I should be sleeping right now, but I really wanted to figure out what the best option is for creating a queue in Javascript.
It’s not super relevant since it can’t be used as a queue, but for reference purposes, I ran a loop for 100,000,000 (100 million) iterations, pushing values 0-99,999,999 into an array and then popping the values back out. On my system that took ~4.5 seconds.
Trying to place those same values into a linked list that had both a head and a tail attribute resulted in the process crashing after 32 seconds. Dropping the items being stored down by an order of magnitude to 10 million resulted in the process taking ~2 seconds.
I tried storing just the value 1 in each of the nodes, hoping that would stop the thread from crashing, but that didn’t make any kind of difference–we still crashed at around 32 seconds.

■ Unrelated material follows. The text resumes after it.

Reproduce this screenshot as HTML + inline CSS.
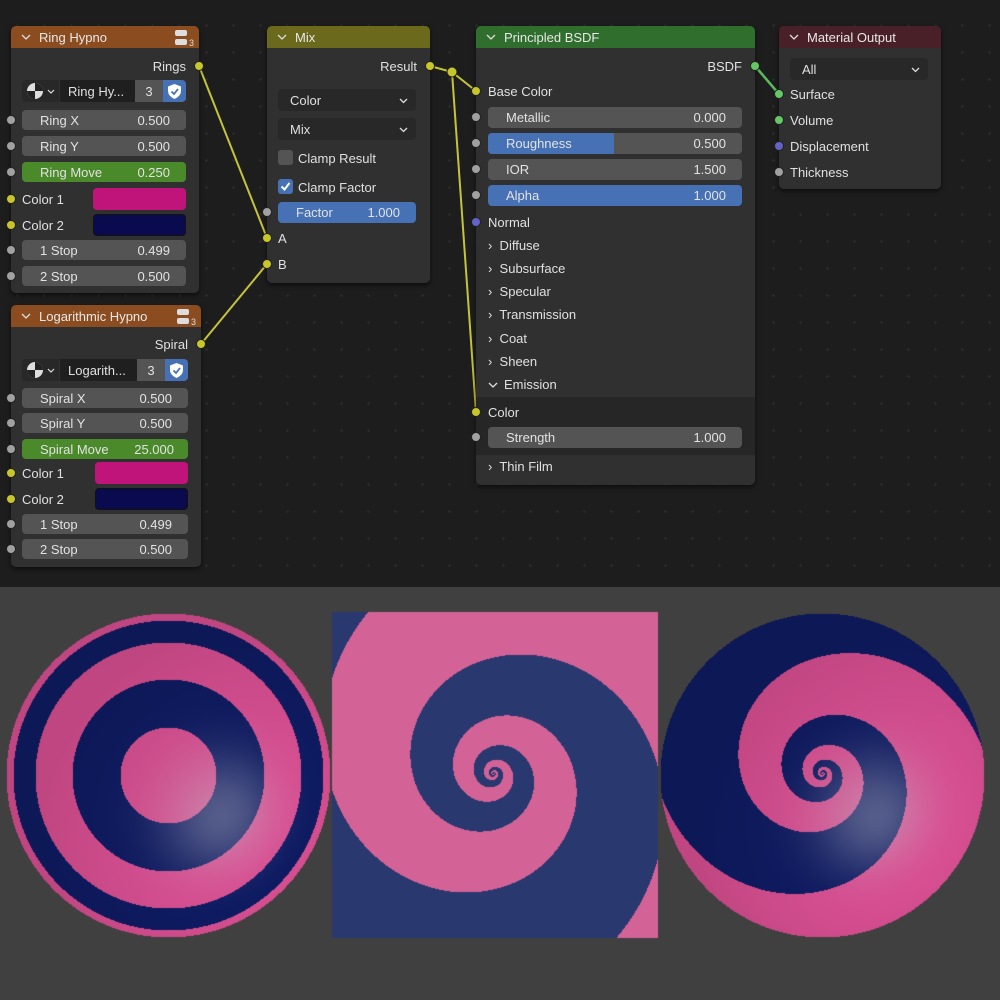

Also for comparison purposes, I pushed a million records (0-999,999) into and array and then used shift to pull them all back out. This is an order of magnitude less than the 10 million records that I put into my linked list and pulled back out in ~2 seconds. I let the algorithm run for more 200 seconds before canceling it.
That’s indicative that using push and shift is at least 3 orders of magnitude slower than a linked list at those kinds of sizes.
If you push and item and then immediately shift it back off of an array 100,000,000 times, the process takes less than 2 seconds, so the issue is with shift having to run through the existing items in the array.
If your queue is always going to be fairly small, then it’s entirely possible that push and shift is the way to go, however, if your queue is going to get very large, then it appears that a linked list would be a better option–as long as it doesn’t get so large that you run into other problems.
It might be worth trying out a map. A map can be iterated through, and it stores the order that things were added into it, but my best guess is that the fact that it is storing the order keys were inserted is going to work against it and we’ll have the same kind of issue that we have with shift and unshift on arrays.